2B: Matt Carpenter (4.1)
Even more surprirsing than this Redbird’s (.321/.395/.483) leading the pack is that he is multiple horse lengths ahead, as his nearest rival, Brandon Phillips, posts only a 2.0 WAR.
SS: Everth Cabrera (3.6)
The 26-year-old Cabrera (.305/.382/.418) and his 24-year-old teammate Jedd Gyorko make up one of the more potent middle-infield combinations in the bigs, according to Paul Swydan. Here is what the Fangraphs author has to say about Cabrera’s progress since joining the Padres organization:
Room for improvement is definitely what Cabrera had when the Padres poached him from the Rockies in the 2008 Rule 5 Draft. He didn’t acquit himself too poorly, but after a 2010 hamstring injury severely hampered Cabrera’s effectiveness, the Pads plugged Jason Bartlett into the lineup and sent Cabrera to Tucson.

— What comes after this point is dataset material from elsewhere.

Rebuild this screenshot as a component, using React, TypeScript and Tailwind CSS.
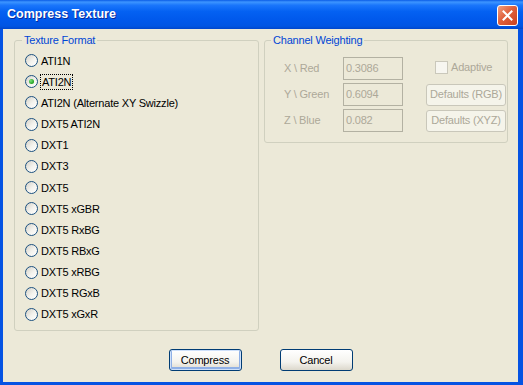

He spent all of 2011 there, but in early 2012, San Diego finally tired of Bartlett’s ineptitude and recalled Cabrera. He’s been there to stay, in part because he swiped 44 bases in 449 plate appearances last season. That seemed like a pretty hard pace to keep up in today’s game, but with 28 steals in 288 plate appearances this year, he’s basically setting the same pace. His plate discipline has improved, and if he can keep his batting average on balls in play at its current level – a decent bet given his speed and how frequently he puts the ball on the ground – he is basically the ultimate slap hitter. Combine that with above-average defense and you have a pretty nifty player.
3B: David Wright (4.3)
Is the concept of “lineup protection” a myth? Those answering in the affirmative might cite Wright’s numbers to date (.305/.392/.517) and then point out that the Mets’ three-hole hitter is having his most productive season since 2008, even though those hitting clean-up for the Amazins have collectively posted a beyond-pathetic .236/.291/.396 slash line.
LF: Carlos Gonzalez (3.5)
CarGo is having another strong season at the plate (.292/.359/.596), but Joe Lemire of Sports Illustrated recently noted his outfield prowess:
A true five-tool talent, Gonzalez prides himself on his defense and is known for baiting runners into attempting to take an extra base. He’ll charge balls slowly or, as was the case [on June 20] when the Nationals’ Adam LaRoche was rounding second on a teammate’s single to left, Gonzalez may not take a single step forward at all. (LaRoche still didn’t run for third, and Gonzalez’s strike behind the runner to second didn’t quite work.)
CF: Carlos Gomez (4.3)
Hold on to your hats: Not only is Gomez (.309/.349/.557) rated No. 1 among NL center fielders, he and Wright share the honor of being the top-rated NL position player. His defensive skills have never been in doubt, and 2013 is no exception (10.9 UZR, 25.2 UZR/150). Even if the performance of this Mets and Twins castoff tails off in the second half, he may still be the wisest $4.3 million ever spent in one season on a ballplayer. (In March, the Brewers extended his contract through 2014–16 for $24 million.)
RF: Hunter Pence (2.9)
With a .280/.326/.480 slash line, Pence is providing power to an otherwise offensively challenged outfield in AT&T Park. In all likelihood, the Fort Worth native will not get dealt before the trade deadline, the first time he won’t have to rework his wardrobe in three years.
C: Yadier Molina (3.5)
Molina, always a premier defender, is arguably having his finest offensive season (.347/.388/.497), although his über-high BABIP (.369 vs. career .296) suggests there will be some regression in the second half. He finishes just ahead of last year’s MVP, Buster Posey (3.4), who currently posts a .316/.389/.532 slash line.
In truth, you cannot go wrong with either backstop.